Getting into physical shape came courtesy of Tucson group rides. Big Square was highlighted by a giant brownie at the gas station. Kitt Peak was a mindless out and back with a stunning ten mile climb up to the national observation telescope, Mount Lemmon was the keynote climb looming northeast of town, but at that point the road was under constant construction so you could only go half way up the 23(ish) mile peak. Long outings to Oracle in the north and Pistol Hill to the east, literally every single day there was the option to latch onto a group and instantly earn brand new friends for a few hours of the day.

This being the wild west, though, there’s no bigger ride than the aptly named Shootout.

It might have been half my life ago, but I remember arriving early to not miss the speedy and efficient group roll out of town which segued into the fastest group ride on the planet. I’m not sure that superlative has been vetted by science or what have you, but if you’ve been on the Shootout, you’d agree and if you’ve never been on the Shootout now you know it’s rocket-ship fast.

20 years ago, just like last week, my are teeth chattering in the pre-dawn air. Something to do with the humidity in the desert, 30 degrees to this New Englander felt like half that. The other portion of that eager anticipation for my half-my-life-ago-self, is watching the steady stream of pros roll to the ever growing group of riders who have spilled off of the sidewalk and are now well into the road. There’s no traffic on University Ave at this time of day, so it all somehow works. My black arm warmers are an anonymous black, but I remember the professionals, resplendent in their entirely matching kit, yes, even down to their team issued, wildly colorful arm warmers.

There’s also the lightning fast national team guys just a few years older, but definitely folks I look up to. Danny Pate and Mike Creed are chatting away, looking like they picked their kit off the floor with their eyes closed on their way out the door. A mismatched collection of pro kit cobbled together from their past three seasons, two different arm warmers, plus a smattering of red, white, and blue from a recent outing with the national team, they’re as haphazard as they are aspirational.

Fast forward to last week and, if you’ll just replace “high school girls” with “people on these group rides” the only thing at this point going through my mind is…


No matter how many times I try to scroll through my phone’s images, I can’t find anything worthwhile from my time in Arizona besides the following three gems. The first is of course a silhouetted landscape with token saguaros. The second is sitting directly by the field for a $5 spring training MLB game. In particular, that’s an image of 17 year pro as well as number 17 for the Colorado Rockies, Todd Helton, who with fascinating timing literally just yesterday earned his spot in the baseball Hall of Fame. The the third is a babyface yours truly cutting an inverse mohawk en route to buzzing my head.

That missing digitized timeline is thanks to a combination of digital cameras just coming into popularity around this time and a poorly converted entire album from one phone to the next that cannibalized many hundred early photos. That was a sad day which surely can be chalked up to a whole lot of user error.
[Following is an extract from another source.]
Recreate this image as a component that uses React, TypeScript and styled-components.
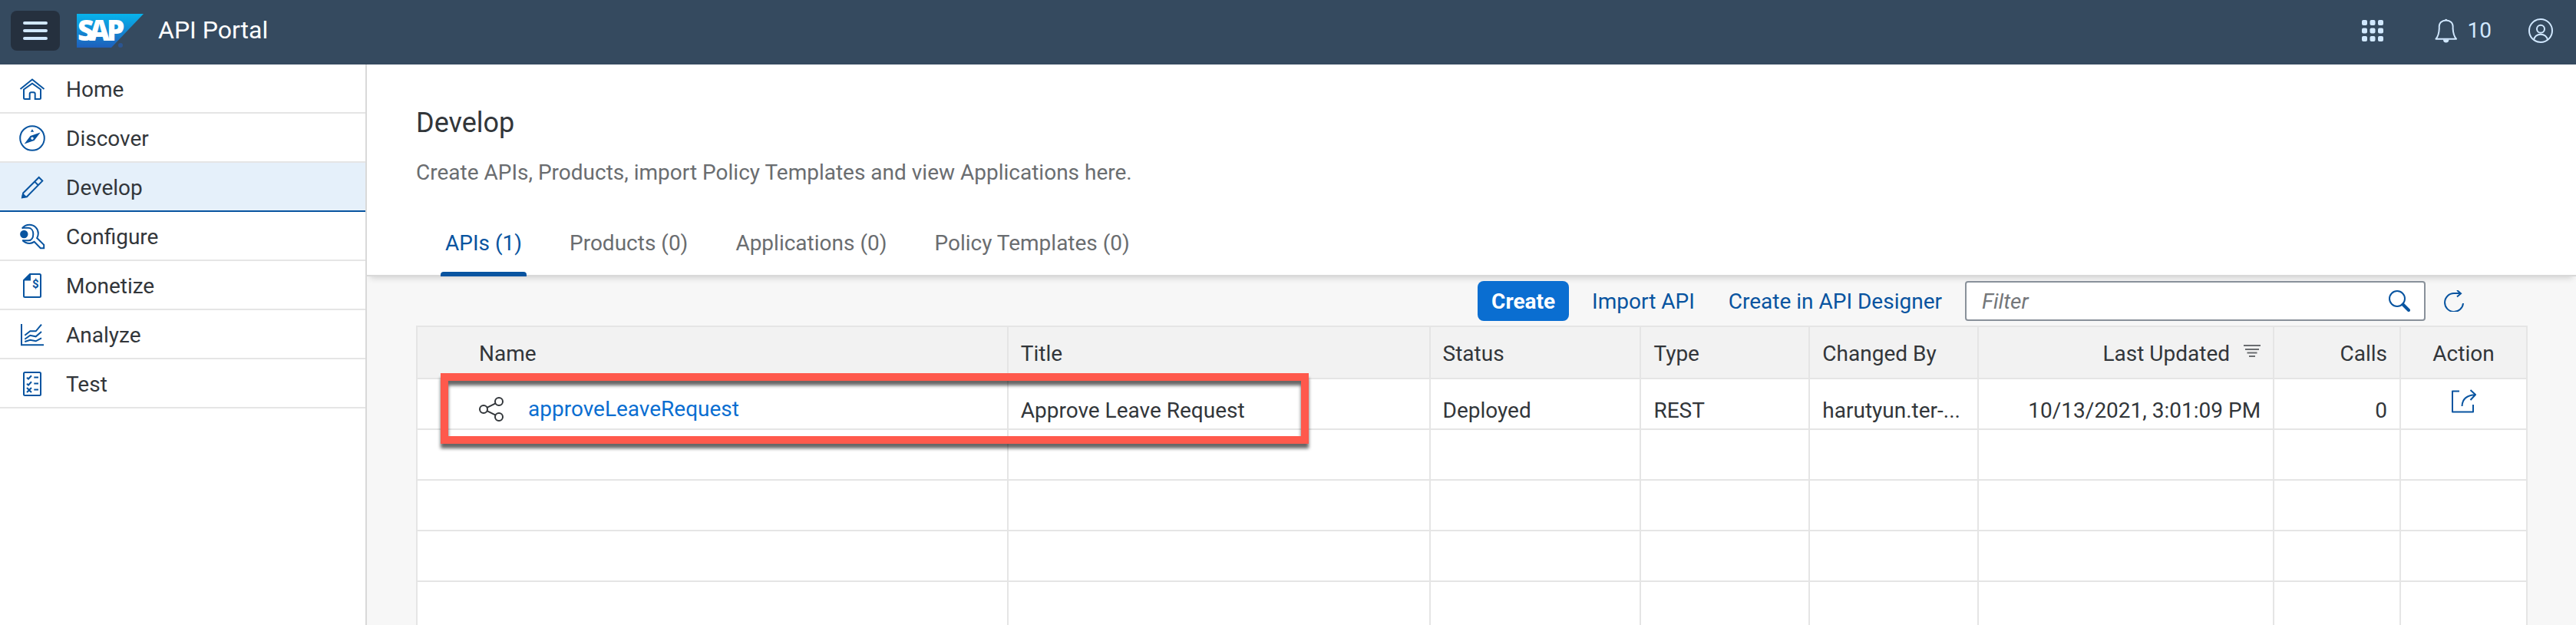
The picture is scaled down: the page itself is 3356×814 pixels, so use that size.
import React from "react";
import styled, { createGlobalStyle } from "styled-components";

const color = {
  shell: "#354a5f",
  shellIcon: "#d1e8ff",
  blue: "#0854a0",
  link: "#0a6ed1",
  text: "#32363a",
  muted: "#6a6d70",
  line: "#e5e5e5",
  edge: "#d9d9d9",
  page: "#f7f7f7",
};

const GlobalStyle = createGlobalStyle`
  *, *::before, *::after { box-sizing: border-box; }
  body {
    margin: 0;
    background: ${color.page};
    color: ${color.text};
    font-family: Roboto, "Liberation Sans", sans-serif;
    font-size: 28px;
    line-height: 32px;
  }
  button, input { font: inherit; color: inherit; }
  h1, p, ul { margin: 0; padding: 0; }
  svg { display: block; flex: none; }
`;

const Page = styled.div`
  display: flex;
  flex-direction: column;
  height: 100vh;
`;

const ShellBar = styled.header`
  display: flex;
  align-items: flex-start;
  height: 84px;
  flex: none;
  padding: 12px 16px 0 14px;
  background: ${color.shell};
  color: ${color.shellIcon};
`;

const MenuButton = styled.button`
  display: flex;
  align-items: center;
  justify-content: center;
  width: 64px;
  height: 52px;
  margin: 2px 22px 0 0;
  padding: 0;
  border: 0;
  border-radius: 8px;
  background: #25303e;
`;

const Logo = styled.svg`
  margin-right: 18px;
`;

const ProductName = styled.div`
  flex: 1;
  color: #fff;
  font-size: 32px;
  line-height: 54px;
`;

const ShellActions = styled.div`
  display: flex;
  gap: 20px;
  padding-top: 2px;
`;

const ShellButton = styled.button`
  display: flex;
  align-items: center;
  gap: 12px;
  height: 52px;
  padding: 0 14px;
  border: 0;
  background: none;

  &:first-child { margin-right: 18px; }
`;

const Body = styled.div`
  display: flex;
  flex: 1;
  min-height: 0;
`;

const SideNav = styled.nav`
  width: 478px;
  flex: none;
  border-right: 2px solid ${color.edge};
  background: #fff;
`;

const NavList = styled.ul`
  list-style: none;
`;

const NavLink = styled.a<{ $active?: boolean }>`
  display: flex;
  align-items: center;
  gap: 26px;
  height: 64px;
  padding: 4px 24px 0;
  border-bottom: 2px solid ${(p) => (p.$active ? color.blue : color.line)};
  background: ${(p) => (p.$active ? "#e5f0fa" : "#fff")};
  color: ${color.text};
  text-decoration: none;

  svg { color: ${color.blue}; }
`;

const Main = styled.main`
  flex: 1;
  min-width: 0;
  overflow: auto;
  scrollbar-width: none;
`;

const PageHeader = styled.section`
  padding: 52px 64px 0;
  border-bottom: 2px solid ${color.edge};
  background: #fff;
  box-shadow: 0 6px 8px -4px rgba(0, 0, 0, 0.16);
`;

const Title = styled.h1`
  font-size: 36px;
  font-weight: 400;
  line-height: 48px;
`;

const Description = styled.p`
  margin-top: 25px;
  color: ${color.muted};
`;

const Tabs = styled.div`
  display: flex;
  gap: 50px;
  margin: 60px 0 -2px;
  padding: 0 32px;
`;

const Tab = styled.button<{ $active?: boolean }>`
  padding: 0;
  border: 0;
  background: none;
  color: ${(p) => (p.$active ? color.blue : color.muted)};

  span {
    display: block;
    padding: 0 6px 21px;
  }

  &::after {
    content: "";
    display: block;
    height: 6px;
    border-radius: 4px 4px 0 0;
    background: ${(p) => (p.$active ? color.blue : "transparent")};
  }
`;

const Content = styled.section`
  padding: 0 63px 0 64px;
`;

const Toolbar = styled.div`
  display: flex;
  align-items: center;
  justify-content: flex-end;
  gap: 16px;
  height: 64px;
  padding-right: 73px;
`;

const ToolButton = styled.button<{ $primary?: boolean }>`
  height: 52px;
  padding: 2px ${(p) => (p.$primary ? 18 : 14)}px 0;
  border: 0;
  border-radius: 8px;
  background: ${(p) => (p.$primary ? color.link : "none")};
  color: ${(p) => (p.$primary ? "#fff" : color.blue)};
  font-weight: ${(p) => (p.$primary ? 700 : 400)};
`;

const IconButton = styled.button`
  display: flex;
  align-items: center;
  justify-content: center;
  width: 44px;
  height: 44px;
  padding: 0;
  border: 0;
  background: none;
  color: ${color.blue};
`;

const SearchField = styled.div`
  display: flex;
  align-items: center;
  width: 600px;
  height: 52px;
  padding: 0 10px 0 20px;
  border: 2px solid #89919a;
  border-radius: 4px;
  background: #fff;

  input {
    flex: 1;
    min-width: 0;
    padding: 2px 0 0;
    border: 0;
    outline: 0;
    background: none;
  }
  input::placeholder {
    color: #74777a;
    font-style: italic;
    opacity: 1;
  }
`;

const TableWrap = styled.div`
  position: relative;
`;

const Table = styled.table`
  width: 100%;
  table-layout: fixed;
  border-collapse: separate;
  border-spacing: 0;
  border: solid ${color.line};
  border-width: 2px 0 0 2px;
  background: #fff;
`;

const Col = styled.col<{ $share: number }>`
  width: ${(p) => p.$share}%;
`;

type Align = "left" | "right" | "center";

const HeadCell = styled.th<{ $align?: Align; $indent?: boolean }>`
  height: 68px;
  padding: 4px 16px 0 ${(p) => (p.$indent ? 80 : 16)}px;
  border: solid ${color.line};
  border-width: 0 2px 2px 0;
  background: #f2f2f2;
  font-weight: 400;
  text-align: ${(p) => p.$align || "left"};
`;

const HeadSort = styled.span`
  display: flex;
  justify-content: flex-end;
  gap: 18px;
`;

const Cell = styled.td<{ $align?: Align }>`
  height: 66px;
  padding: 18px 16px 0;
  overflow: hidden;
  border: solid ${color.line};
  border-width: 0 2px 2px 0;
  text-align: ${(p) => p.$align || "left"};
  text-overflow: ellipsis;
  white-space: nowrap;
`;

const NameCell = styled(Cell)`
  padding: 14px 16px 0 80px;
`;

const ActionCell = styled(Cell)`
  padding: 0 16px 6px;
`;

const NameLink = styled.a`
  display: flex;
  align-items: center;
  gap: 32px;
  color: ${color.link};
  text-decoration: none;

  svg { color: ${color.text}; }
`;

const RowAction = styled(IconButton)`
  margin: 0 auto;
`;

const Highlight = styled.div`
  position: absolute;
  top: 62px;
  left: 32px;
  width: calc(48% - 189px);
  height: 92px;
  border: 10px solid #ff594c;
  filter: drop-shadow(0 6px 2px rgba(0, 0, 0, 0.6));
  pointer-events: none;
`;

const NavIcon = ({ children }: { children: React.ReactNode }) => (
  <svg width="36" height="36" viewBox="0 2 36 36" fill="none" stroke="currentColor" strokeWidth="2" aria-hidden="true">
    {children}
  </svg>
);

const navItems = [
  {
    label: "Home",
    icon: (
      <NavIcon>
        <path d="M2.5 19 18 6.500 33.500 19" />
        <path d="M7 19.500 18 11.700l11 7.800V30.500q0 1.500-1.500 1.500H21.700V25.300q0-2-2-2h-3q-2 0-2 2V32H8.500Q7 32 7 30.500z" />
      </NavIcon>
    ),
  },
  {
    label: "Discover",
    icon: (
      <NavIcon>
        <circle cx="18" cy="19" r="15.800" />
        <path fill="currentColor" stroke="none" fillRule="evenodd" d="M7.600 26.600 15.600 16 28.600 11.400 20.600 22zM18 17.400a1.700 1.700 0 1 0 .01 0z" />
        <path fill="currentColor" stroke="none" d="M18 7.300 20.200 10.800h-4.400z" />
      </NavIcon>
    ),
  },
  {
    label: "Develop",
    active: true,
    icon: (
      <NavIcon>
        <path d="M6.300 26.300 26.700 6l4.600 4.600L11 31.200 5 32.200z M21 11.400l4.800 4.800" />
        <path fill="currentColor" stroke="none" d="M4 33.200 5.400 26l5.600 5.600z" />
      </NavIcon>
    ),
  },
  {
    label: "Configure",
    icon: (
      <NavIcon>
        <circle cx="7.300" cy="16" r="5.200" fill="currentColor" stroke="none" />
        <path d="M4.700 8.600C7 5.600 10.600 3.800 14.500 3.800 21 3.800 25.800 9 25.800 15c0 2.300-.5 4.200-1.600 6l9 8.800v4.500h-4.400l-8.200-8.400c-2 1.400-3.900 2-6.100 2-3.600 0-6.500-1.300-8.700-3.700" />
        <path d="M5 7.800h8c4 0 6.300 3.700 6.300 8.200s-2.300 8.300-6.300 8.300H5" />
      </NavIcon>
    ),
  },
  {
    label: "Monetize",
    icon: (
      <NavIcon>
        <path d="M7 12 15 4h12.500q1.500 0 1.500 1.500v27q0 1.500-1.500 1.500h-19Q7 34 7 32.500z" />
        <path fill="currentColor" stroke="none" d="M6.500 12.600 15 4h1v8.600z" />
        <text x="22.300" y="22" textAnchor="middle" fontSize="15" fontWeight="700" fill="currentColor" stroke="none">$</text>
      </NavIcon>
    ),
  },
  {
    label: "Analyze",
    icon: (
      <NavIcon>
        <path d="M4 5v27.300h29M8.300 19.700l7-5.400h7.400L30 5.700M8.300 24.700l7-5 7.400 1.600L30 15M8.300 28l7-2.300 7.400 1.600 7.300-4" />
      </NavIcon>
    ),
  },
  {
    label: "Test",
    icon: (
      <NavIcon>
        <rect x="7" y="4" width="22" height="30" rx="1.500" />
        <path d="M11 10.700l2 1.800 4-4.200M11 18.700l2 1.800 4-4.200M11 24l6 6M17 24l-6 6M20.300 10.500H26M20.300 18.500H26M20.300 26.500H26" />
      </NavIcon>
    ),
  },
];

const tabs = ["APIs (1)", "Products (0)", "Applications (0)", "Policy Templates (0)"];
const columnShares = [28, 20, 10, 8, 8, 14, 6, 6];
const emptyRows = [1, 2, 3, 4];

export default function App() {
  return (
    <>
      <GlobalStyle />
      <Page>
        <ShellBar>
          <MenuButton aria-label="Toggle navigation">
            <svg width="32" height="24" viewBox="0 0 32 24" stroke="currentColor" strokeWidth="4" strokeLinecap="round">
              <path d="M2 2h28M2 12h28M2 22h28" />
            </svg>
          </MenuButton>
          <Logo width="88" height="54" viewBox="0 -6 88 54" role="img" aria-label="SAP">
            <defs>
              <linearGradient id="sapBlue" x1="0" y1="0" x2="0" y2="1">
                <stop offset="0" stopColor="#07b4ec" />
                <stop offset="1" stopColor="#1e5fbb" />
              </linearGradient>
            </defs>
            <path d="M0 0H87L45 44H0z" fill="url(#sapBlue)" />
            <circle cx="57" cy="41" r="3" fill="#2b5591" />
            <g fontFamily="'Open Sans', sans-serif" fontSize="37" fontWeight="800" fill="#fff">
              <text x="1" y="35">S</text>
              <text x="16" y="35">A</text>
              <text x="39" y="35">P</text>
            </g>
          </Logo>
          <ProductName>API Portal</ProductName>
          <ShellActions>
            <ShellButton aria-label="Products">
              <svg width="28" height="28" viewBox="0 0 28 28" fill="currentColor">
                {[0, 10.5, 21].map((y) =>
                  [0, 10.5, 21].map((x) => <rect key={`${x}-${y}`} x={x} y={y} width="7" height="7" rx="2" />)
                )}
              </svg>
            </ShellButton>
            <ShellButton aria-label="10 notifications">
              <svg width="32" height="32" viewBox="0 0 32 32" fill="none" stroke="currentColor" strokeWidth="2" strokeLinejoin="round">
                <path d="M2.500 26.700Q6.500 22 6.800 13C6 5 11 2.500 15.700 2.500S25.400 5 24.600 13Q25 22 29 26.700z" />
                <path d="M12 27.500h7.400a3.700 4 0 0 1-7.400 0zM14 2.500a1.700 1.700 0 0 1 3.400 0z" fill="currentColor" stroke="none" />
              </svg>
              10
            </ShellButton>
            <ShellButton aria-label="User profile">
              <svg width="32" height="32" viewBox="0 0 32 32" fill="none" stroke="currentColor" strokeWidth="2">
                <circle cx="16" cy="16" r="15" />
                <circle cx="16" cy="13.700" r="5" />
                <path d="M7.300 28c0-4.500 4-7.300 8.700-7.300s8.700 2.800 8.700 7.300" />
              </svg>
            </ShellButton>
          </ShellActions>
        </ShellBar>
        <Body>
          <SideNav aria-label="Main">
            <NavList>
              {navItems.map((item) => (
                <li key={item.label}>
                  <NavLink href="#" $active={item.active} aria-current={item.active ? "page" : undefined}>
                    {item.icon}
                    {item.label}
                  </NavLink>
                </li>
              ))}
            </NavList>
          </SideNav>
          <Main>
            <PageHeader>
              <Title>Develop</Title>
              <Description>Create APIs, Products, import Policy Templates and view Applications here.</Description>
              <Tabs role="tablist">
                {tabs.map((label, i) => (
                  <Tab key={label} role="tab" aria-selected={i === 0} $active={i === 0}>
                    <span>{label}</span>
                  </Tab>
                ))}
              </Tabs>
            </PageHeader>
            <Content>
              <Toolbar>
                <ToolButton $primary>Create</ToolButton>
                <ToolButton>Import API</ToolButton>
                <ToolButton>Create in API Designer</ToolButton>
                <SearchField>
                  <input type="text" placeholder="Filter" aria-label="Filter" />
                  <IconButton aria-label="Search">
                    <svg width="28" height="28" viewBox="0 0 28 28" fill="none" stroke="currentColor" strokeWidth="2">
                      <circle cx="11" cy="11" r="10" />
                      <path d="M18.500 18.500l7.500 7.500" strokeWidth="4" strokeLinecap="round" />
                    </svg>
                  </IconButton>
                </SearchField>
                <IconButton aria-label="Refresh">
                  <svg width="28" height="28" viewBox="0 0 28 28" fill="none" stroke="currentColor" strokeWidth="2">
                    <path d="M25 17A12 12 0 1 1 13 4h9M17 0l5 4.200-5 4.200" />
                  </svg>
                </IconButton>
              </Toolbar>
              <TableWrap>
                <Table>
                  <colgroup>
                    {columnShares.map((share, i) => (
                      <Col key={i} $share={share} />
                    ))}
                  </colgroup>
                  <thead>
                    <tr>
                      <HeadCell $indent>Name</HeadCell>
                      <HeadCell>Title</HeadCell>
                      <HeadCell>Status</HeadCell>
                      <HeadCell>Type</HeadCell>
                      <HeadCell>Changed By</HeadCell>
                      <HeadCell $align="right" aria-sort="descending">
                        <HeadSort>
                          Last Updated
                          <svg width="22" height="24" viewBox="0 0 22 24" stroke={color.muted} strokeWidth="2">
                            <path d="M0 5h22M2 10h18M4.500 14.500h13M7 19h8" />
                          </svg>
                        </HeadSort>
                      </HeadCell>
                      <HeadCell $align="right">Calls</HeadCell>
                      <HeadCell $align="center">Action</HeadCell>
                    </tr>
                  </thead>
                  <tbody>
                    <tr>
                      <NameCell>
                        <NameLink href="#">
                          <svg width="32" height="32" viewBox="0 0 32 32" fill="none" stroke="currentColor" strokeWidth="2">
                            <circle cx="6" cy="16" r="5" />
                            <circle cx="26" cy="6" r="5" />
                            <circle cx="26" cy="26" r="5" />
                            <path d="M10.500 13.800 21.500 8.300M10.500 18.200l11 5.500" />
                          </svg>
                          approveLeaveRequest
                        </NameLink>
                      </NameCell>
                      <Cell>Approve Leave Request</Cell>
                      <Cell>Deployed</Cell>
                      <Cell>REST</Cell>
                      <Cell>harutyun.ter-...</Cell>
                      <Cell $align="right">10/13/2021, 3:01:09 PM</Cell>
                      <Cell $align="right">0</Cell>
                      <ActionCell>
                        <RowAction aria-label="Share">
                          <svg width="34" height="32" viewBox="0 0 34 32" fill="none" stroke="currentColor" strokeWidth="2" strokeLinejoin="round">
                            <path d="M11 2.500H2v27h27V20M14.500 22Q15 8 32 7M25.500 1l6.500 6-6.500 7" />
                          </svg>
                        </RowAction>
                      </ActionCell>
                    </tr>
                    {emptyRows.map((row) => (
                      <tr key={row}>
                        {columnShares.map((_, i) => (
                          <Cell key={i} />
                        ))}
                      </tr>
                    ))}
                  </tbody>
                </Table>
                <Highlight />
              </TableWrap>
            </Content>
          </Main>
        </Body>
      </Page>
    </>
  );
}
Similar to scrolling through old phone timelines, very recently I’ve found myself taking a trip down memory lane looking at old race footage from two and three decades ago that have made their way to YouTube. The first hitting my radar is Pro, a full length documentary well ahead of its time showcasing the biggest one day race in America, “Philly” — the 150 mile Philadelphia International Championships, which served as the US national championships for more than three decades. Content before content was a thing, if you have followed cycling for ages or just recently that’s a great film.

The other rabbit hole of archival footage came courtesy of a recent, heartbreaking tweet from Adam Myerson, noting a passing of an absolute icon of New England cycling, Dick Ring. After his own career, Dick became the voice of bike racing all across the northeast, creating stories and entertaining fans season after season, year after year, decade after decade. Learning that news lead me into conversation with Tim Johnson last night as we exchanged Dick Ring stories from over the years. And then a historical excavation of the internet, finding archival videos many would have assumed were long lost to an earlier age, before a time of digital capture. A riveting final at Downers Grover from 1995, a 1998 reminder that cyclocross embracing billowing kit, and even a young Timmy J. interview are all just scratching the surface.

I encourage you to watch that video Adam passed along. And with any luck that’ll send you down a similar pandoras box, showing that the more cycling changes, the more it stays exactly the same.

May you rest in peace, Dick. Thanks for making thousands of cyclists feel like pros in their matching hyper colored arm warmers.